Pero lo peor fue lo que ocurrió inmediatamente a continuación. Lejos de sacudirse la sospecha, la respuesta del líder de Convergencia, Artur Mas, vino a decir a Maragall que si seguía por ese camino él iba a tener otro problema, que se llama Estatuto de Autonomía. Y, ante la sorpresa general, el presidente de la Generalitat plegó velas con una lamentable fe de erratas, que venía a admitir que lo que le importa no es ni la corrupción, ni los desperfectos del Carmelo, ni mucho menos la justicia debida a los ciudadanos sin casa y sin amparo, sino su propio proyecto político de afirmación identitaria.
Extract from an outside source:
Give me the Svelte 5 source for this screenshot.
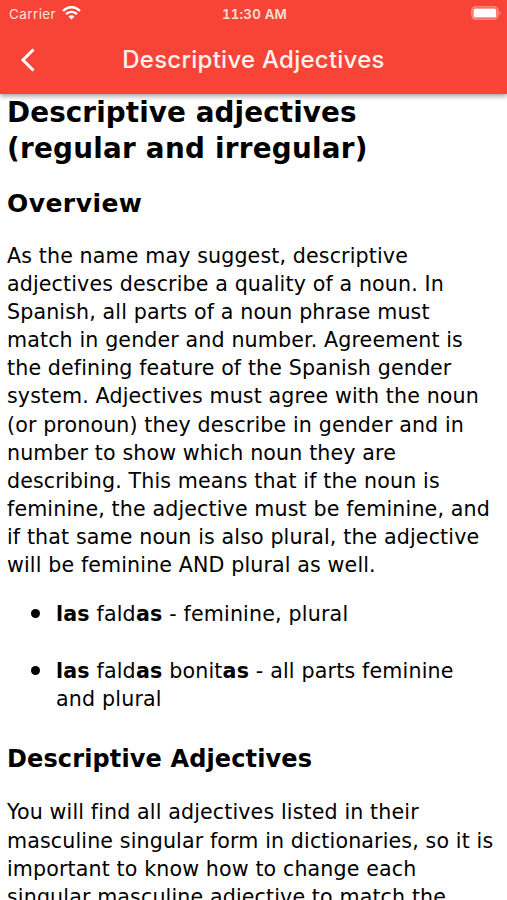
<script>
  const overview = [
    "As the name may suggest, descriptive",
    "adjectives describe a quality of a noun. In",
    "Spanish, all parts of a noun phrase must",
    "match in gender and number. Agreement is",
    "the defining feature of the Spanish gender",
    "system. Adjectives must agree with the noun",
    "(or pronoun) they describe in gender and in",
    "number to show which noun they are",
    "describing. This means that if the noun is",
    "feminine, the adjective must be feminine, and",
    "if that same noun is also plural, the adjective",
    "will be feminine AND plural as well."
  ];

  const endings = [
    "You will find all adjectives listed in their",
    "masculine singular form in dictionaries, so it is",
    "important to know how to change each",
    "singular masculine adjective to match the"
  ];
</script>

<style>
  :global(body) {
    background: white;
    overflow: hidden;
  }

  .screen {
    height: 900px;
    overflow: hidden;
    display: flex;
    flex-direction: column;
    color: black;
    background: white;
  }

  header {
    flex: none;
    height: 94px;
    position: relative;
    z-index: 1;
    color: white;
    background: #f74436;
    box-shadow: 0 2px 5px rgba(0, 0, 0, 0.4);
  }

  .status {
    height: 27px;
    display: grid;
    grid-template-columns: 1fr auto 1fr;
    align-items: center;
    padding: 0 5px 0 9px;
    font: 13.5px Inter, sans-serif;
    color: #fee0dd;
  }

  .carrier {
    display: flex;
    align-items: center;
    gap: 6px;
    letter-spacing: 0.4px;
  }

  .carrier svg {
    margin-top: -2px;
  }

  .time {
    font-size: 13.3px;
    font-weight: 600;
    font-variant-numeric: tabular-nums;
    letter-spacing: 0.2px;
    margin-right: 2px;
  }

  .battery {
    justify-self: end;
    margin-top: -1px;
  }

  svg {
    display: block;
  }

  .bar {
    height: 67px;
    display: grid;
    grid-template-columns: 56px 1fr 56px;
    align-items: center;
  }

  .back {
    border: 0;
    padding: 0 0 2px 20px;
    color: white;
    background: transparent;
  }

  .title {
    font: 500 24px Inter, sans-serif;
    letter-spacing: 0.25px;
    text-align: center;
    white-space: nowrap;
    padding-bottom: 2px;
    color: #fff1ef;
  }

  main {
    padding: 1px 7px 0;
    font: 20.6px/28.1px "DejaVu Sans", Verdana, sans-serif;
    letter-spacing: 0.13px;
    white-space: nowrap;
  }

  h1, h2, p, ul {
    margin: 0;
  }

  h1 {
    font-size: 27.8px;
    line-height: 36px;
    letter-spacing: 0.1px;
  }

  h1 span {
    display: block;
    letter-spacing: 0.25px;
  }

  h2 {
    font-size: 24px;
    line-height: 32px;
    margin: 30px 0 23px;
  }

  h2.overview {
    font-size: 25px;
    letter-spacing: 0.45px;
    margin: 21px 0 22px;
  }

  .line {
    display: block;
  }

  ul {
    list-style: none;
    padding: 0 0 0 49px;
    margin: 21px 0 0;
    letter-spacing: 0.18px;
  }

  li {
    position: relative;
  }

  li::before {
    content: "";
    position: absolute;
    left: -25px;
    top: 9px;
    width: 9px;
    height: 9px;
    border-radius: 50%;
    background: black;
  }

  li + li {
    margin-top: 29px;
  }
</style>

<div class="screen">
  <header>
    <div class="status">
      <div class="carrier">
        Carrier
        <svg width="19" height="14" viewBox="0 0 19 14" fill="none" stroke="white" stroke-width="2.4">
          <path d="M1 5C6-.1 13-.1 18 5M4 8.2C7 5.1 12 5.1 15 8.2" />
          <path d="M6.5 10.5Q9.5 8 12.5 10.5L9.5 13.5Z" fill="white" stroke="none" />
        </svg>
      </div>
      <span class="time">11:30 AM</span>
      <svg class="battery" width="31" height="14" viewBox="0 0 31 14">
        <rect x=".9" y=".9" width="26" height="12.2" rx="4" fill="none" stroke="#fb9a92" stroke-width="1.4" />
        <rect x="2.5" y="2.5" width="22.8" height="9" rx="1.5" fill="white" />
        <path d="M28.5 5Q31 7 28.5 9Z" fill="#fb9a92" />
      </svg>
    </div>
    <div class="bar">
      <button class="back" aria-label="Back">
        <svg width="16" height="26" viewBox="0 0 16 26" fill="none" stroke="currentColor" stroke-width="3">
          <path d="M13.5 2.5L3 13L13.5 23.5" />
        </svg>
      </button>
      <div class="title">Descriptive Adjectives</div>
    </div>
  </header>

  <main>
    <h1>Descriptive adjectives <span>(regular and irregular)</span></h1>
    <h2 class="overview">Overview</h2>
    <p>
      {#each overview as line}
        <span class="line">{line}</span>
      {/each}
    </p>
    <ul>
      <li><b>las</b> fald<b>as</b> - feminine, plural</li>
      <li><b>las</b> fald<b>as</b> bonit<b>as</b> - all parts feminine<br />and plural</li>
    </ul>
    <h2>Descriptive Adjectives</h2>
    <p>
      {#each endings as line}
        <span class="line">{line}</span>
      {/each}
    </p>
  </main>
</div>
Todo lo que ha ocurrido después de esta denuncia «retráctil» -el término es del lúcido Enric Juliana-, es decir, la airada reacción de la Fiscalía, el cruce de dimes y diretes, las amenazas de querellas condenadas al fracaso por mor de la inmunidad parlamentaria y los farisaicos rasgados de vestiduras, no es más que una parodia de la evidencia real de que Cataluña ha devenido una sociedad plegada sobre su conveniencia. Convertida la construcción nacional en el objetivo prioritario de la dirigencia política y económica -frente a encuestas que establecen prioridades menos significativas-, un pacto de silencio y complicidad envuelve todo atisbo de disonancia, se trate de gravísimas denuncias políticas o de la clamorosa situación de un vecindario aherrojado a la calle por la quiebra de una obra pública tan chapucera como probablemente dolosa. Y ese manto de connivencia alcanza a la sociedad civil, al empresariado, a los sindicatos y hasta a gran parte del periodismo, empeñados todos en minimizar las salpicaduras de la catástrofe y reconducirlas a un marco de estricta problemática ciudadana. El fin parece ser evitar que se ponga en cuestión el «modelo catalán» en un momento tan delicado para sus intereses. Tapar la ciénaga. Que no trasciendan los «asuntos de familia».
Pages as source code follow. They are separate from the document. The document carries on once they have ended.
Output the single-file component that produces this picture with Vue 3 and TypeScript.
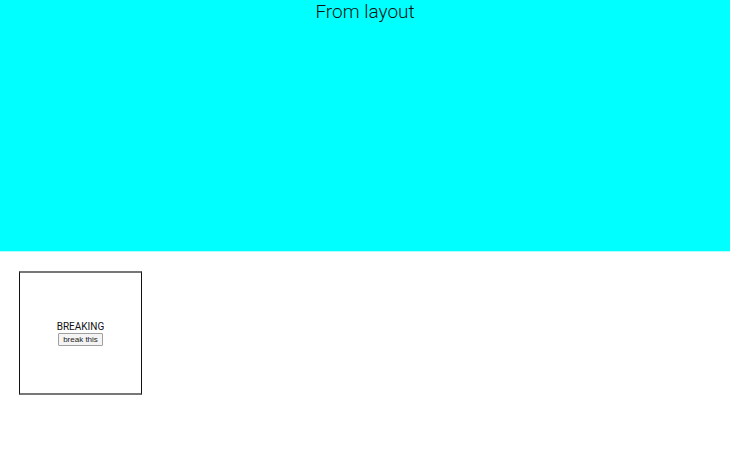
<script setup lang="ts">
import { ref } from 'vue'

const title = ref<string>('From layout')
const broken = ref<boolean>(false)

function breakThis(): void {
  broken.value = true
}
</script>

<template>
  <div class="layout">
    <header class="banner">
      <h1 class="title">{{ title }}</h1>
    </header>
    <main class="content">
      <section class="card">
        <span class="label">BREAKING</span>
        <button class="action" type="button" @click="breakThis">break this</button>
      </section>
    </main>
  </div>
</template>

<style>
body {
  margin: 0;
  background: #fff;
}
</style>

<style scoped>
.layout {
  display: flex;
  flex-direction: column;
  min-height: 100vh;
  font-family: Roboto, sans-serif;
  color: #111;
}

.banner {
  min-height: 251px;
  border-bottom: 1px solid #b0ffff;
  background: #0ff;
  background-clip: padding-box;
  text-align: center;
}

.title {
  margin: 0;
  font-size: 19px;
  line-height: 24px;
  font-weight: 300;
}

.content {
  padding: 19px;
}

.card {
  box-sizing: border-box;
  display: flex;
  flex-direction: column;
  align-items: center;
  justify-content: center;
  width: 123px;
  min-height: 124px;
  border: solid;
  border-width: 2px 1px;
  border-color: #777 #111;
}

.label {
  font-size: 10px;
  line-height: 12px;
}

.action {
  box-sizing: border-box;
  padding: 0 4px;
  border: 1px solid #a0a0a0;
  border-radius: 1px;
  background: #f4f4f4;
  color: #222;
  font-family: "Liberation Sans", Arial, sans-serif;
  font-size: 8px;
  line-height: 11px;
}
</style>
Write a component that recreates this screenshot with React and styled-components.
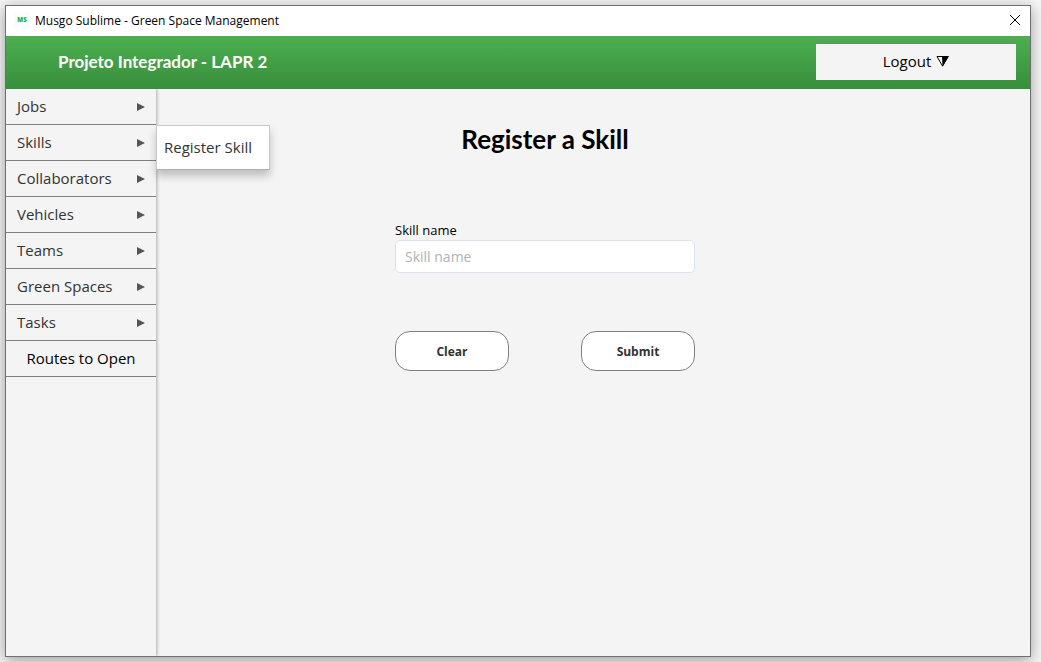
import React from "react";
import styled, { createGlobalStyle } from "styled-components";

const Global = createGlobalStyle`
  *, *::before, *::after { box-sizing: border-box; }
  body {
    margin: 0;
    background: #f6f6f6;
    color: #000;
    font-family: "Open Sans", "Noto Sans", sans-serif;
  }
  button, input { font-family: inherit; }
`;

const Desktop = styled.div`
  display: flex;
  min-height: 100vh;
  padding: 5px 10px 5px 5px;
`;

const Window = styled.div`
  flex: 1;
  display: flex;
  flex-direction: column;
  border: 1px solid #707070;
  background: #f4f4f4;
  box-shadow: 0 3px 14px rgba(0, 0, 0, 0.38);
`;

const TitleBar = styled.div`
  display: flex;
  align-items: center;
  height: 30px;
  padding: 0 8px 2px;
  background: #fff;
  font-size: 12px;
`;

const AppIcon = styled.span`
  width: 16px;
  margin-right: 5px;
  background: #fcfcfc;
  color: #1fb13f;
  font-size: 6px;
  font-weight: 800;
  line-height: 16px;
  text-align: center;
`;

const WindowTitle = styled.span`
  flex: 1;
`;

const CloseButton = styled.button`
  display: flex;
  padding: 2px;
  border: 0;
  background: none;
`;

const Header = styled.header`
  display: flex;
  align-items: center;
  justify-content: space-between;
  height: 53px;
  padding: 0 14px 2px 52px;
  background: linear-gradient(#4caf50, #388e3c);
`;

const Brand = styled.span`
  color: #fff;
  font-family: Lato, sans-serif;
  font-size: 17px;
  font-weight: 700;
`;

const LogoutButton = styled.button`
  display: flex;
  align-items: center;
  justify-content: center;
  gap: 5px;
  width: 200px;
  height: 37px;
  padding: 0 0 2px;
  border: 0;
  border-top: 1px solid #808080;
  background: #f4f4f4;
  color: #000;
  font-size: 15px;
`;

const Body = styled.div`
  flex: 1;
  display: flex;
`;

const Sidebar = styled.nav`
  position: relative;
  width: 150px;
  background: #f4f4f4;
  box-shadow: 1px 0 3px rgba(0, 0, 0, 0.3);
  clip-path: inset(0 -200px 0 0);
`;

const MenuList = styled.ul`
  margin: 0;
  padding: 0;
  list-style: none;
`;

const MenuItem = styled.li`
  position: relative;
  border-bottom: 1px solid #808080;
`;

const MenuButton = styled.button`
  display: flex;
  align-items: center;
  justify-content: ${(p) => (p.$plain ? "center" : "space-between")};
  width: 100%;
  height: 35px;
  padding: 0 11px;
  border: 0;
  background: none;
  color: ${(p) => (p.$plain ? "#000" : "#333")};
  font-size: 15px;
`;

const MenuLabel = styled.span`
  padding-bottom: 2px;
`;

const Submenu = styled.div`
  position: absolute;
  top: 0;
  left: 100%;
  z-index: 1;
  border: 1px solid #c8c8c8;
  border-bottom-color: #b0b0b0;
  background: #fff;
  box-shadow: 0 6px 8px rgba(0, 0, 0, 0.22);
`;

const SubmenuButton = styled.button`
  width: 112px;
  height: 43px;
  padding: 0 7px 2px;
  border: 0;
  background: none;
  color: #333;
  font-size: 15px;
  text-align: left;
  white-space: nowrap;
`;

const Main = styled.main`
  flex: 1;
  display: flex;
  flex-direction: column;
  align-items: center;
  padding: 32px 96px 0 0;
`;

const Heading = styled.h1`
  margin: 0;
  font-family: Lato, sans-serif;
  font-size: 26px;
  font-weight: 700;
  line-height: 36px;
`;

const Form = styled.form`
  display: flex;
  flex-direction: column;
  width: 300px;
  margin-top: 63px;
`;

const Label = styled.label`
  font-size: 13px;
  line-height: 20px;
`;

const TextInput = styled.input`
  height: 33px;
  padding: 0 9px;
  border: 1px solid #dde2f0;
  border-radius: 5px;
  background: #fff;
  font-size: 14px;
  &::placeholder { color: #b2b2b2; }
`;

const Actions = styled.div`
  display: flex;
  justify-content: space-between;
  margin-top: 58px;
`;

const ActionButton = styled.button`
  width: 114px;
  height: 40px;
  padding: 0;
  border: 1px solid #808080;
  border-radius: 15px;
  background: #fff;
  color: #333;
  font-size: 12px;
  font-weight: 700;
`;

const MENU = [
  { label: "Jobs" },
  { label: "Skills", submenu: "Register Skill" },
  { label: "Collaborators" },
  { label: "Vehicles" },
  { label: "Teams" },
  { label: "Green Spaces" },
  { label: "Tasks" },
  { label: "Routes to Open", plain: true },
];

const Arrow = () => (
  <svg width="8" height="8" viewBox="0 0 8 8" aria-hidden="true">
    <path d="M0 0L8 4L0 8Z" fill="#555" />
  </svg>
);

export default function App() {
  return (
    <Desktop>
      <Global />
      <Window>
        <TitleBar>
          <AppIcon>MS</AppIcon>
          <WindowTitle>Musgo Sublime - Green Space Management</WindowTitle>
          <CloseButton aria-label="Close">
            <svg width="10" height="10" viewBox="0 0 10 10" stroke="#000">
              <path d="M0 0L10 10M10 0L0 10" />
            </svg>
          </CloseButton>
        </TitleBar>
        <Header>
          <Brand>Projeto Integrador - LAPR 2</Brand>
          <LogoutButton>
            Logout
            <svg width="13" height="11" viewBox="0 0 13 11" aria-hidden="true">
              <path d="M1 .5H12L6.5 10Z" fill="none" stroke="#000" />
              <path d="M6 0H13L6.5 11Z" />
            </svg>
          </LogoutButton>
        </Header>
        <Body>
          <Sidebar>
            <MenuList>
              {MENU.map(({ label, submenu, plain }) => (
                <MenuItem key={label}>
                  <MenuButton $plain={plain}>
                    <MenuLabel>{label}</MenuLabel>
                    {!plain && <Arrow />}
                  </MenuButton>
                  {submenu && (
                    <Submenu>
                      <SubmenuButton>{submenu}</SubmenuButton>
                    </Submenu>
                  )}
                </MenuItem>
              ))}
            </MenuList>
          </Sidebar>
          <Main>
            <Heading>Register a Skill</Heading>
            <Form onSubmit={(e) => e.preventDefault()}>
              <Label htmlFor="skill-name">Skill name</Label>
              <TextInput id="skill-name" placeholder="Skill name" />
              <Actions>
                <ActionButton type="reset">Clear</ActionButton>
                <ActionButton type="submit">Submit</ActionButton>
              </Actions>
            </Form>
          </Main>
        </Body>
      </Window>
    </Desktop>
  );
}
Todo esto no tendría más importancia que la de cualquiera de los episodios de turbiedad que salpican con cada vez mayor frecuencia a unas autonomías convertidas, por su capacidad de distribución de recursos, en el reducto del nuevo caciquismo, si no fuera porque se trata precisamente del modelo político que domina en España mediante su trasplante a la alianza de poder en el Estado. La importancia que Cataluña tiene en este momento en la política española es crucial, como prueba la deferencia que Zapatero concede, no ya a Maragall, sino al patético Carod-Rovira, un político denostado en sus propias filas que se permite humillar gestualmente al Gobierno mientras éste, apretando los dientes, le ofrece toda clase de alfombras para que a cambio apuntale su precariedad parlamentaria. La comparación entre el tiempo dedicado por el presidente a Carod -que votó no a la Constitución y apoya el Plan Ibarretxe- y a Mariano Rajoy -con quien está condenado a entenderse en los grandes asuntos de la agenda política del Estado- refleja con nitidez el peso que el tripartito ejerce en la balanza española, pese a tratarse de un clavo ardiendo al que en su momento se agarró Maragall para no perder el último tren de su vida política.

La vergüenza del Carmelo ha retratado, sin embargo, el reverso de ese experimento supuestamente renovador del clientelismo pujolista y del autoritarismo aznarista. Lo de menos es el origen de la catástrofe, que Maragall ha lanzado sobre «el tres por ciento» sin atreverse a tirar de veras de una manta que acaso le esté cobijando a él mismo. Lo de menos es el mote de «constructor en cap» con que en la escena barcelonesa se conoce a algún ex alto cargo. Lo importante es la frialdad impávida de la reacción del tripartito ante la tragedia del vecindario de la colina, la desaparición por ensalmo de la proclamada «democracia de los ciudadanos», la apelación llorosa a la chequera del Estado -¿para qué sirven los billones del presupuesto autonómico?-, el amago de ruptura de la ficción del «seny» con una denuncia tan áspera como inmediatamente arrepentida y, last but not least, la bochornosa omertà complaciente con que la clase dirigente se ha aplicado a enterrar el escándalo para que no interrumpa lo que realmente le interesa: la redacción de un estatuto de nueva planta que consagre las diferencias de Cataluña. Una Cataluña en la que huele discretamente a podrido por mucho diseño con que se perfume su imagen de marca.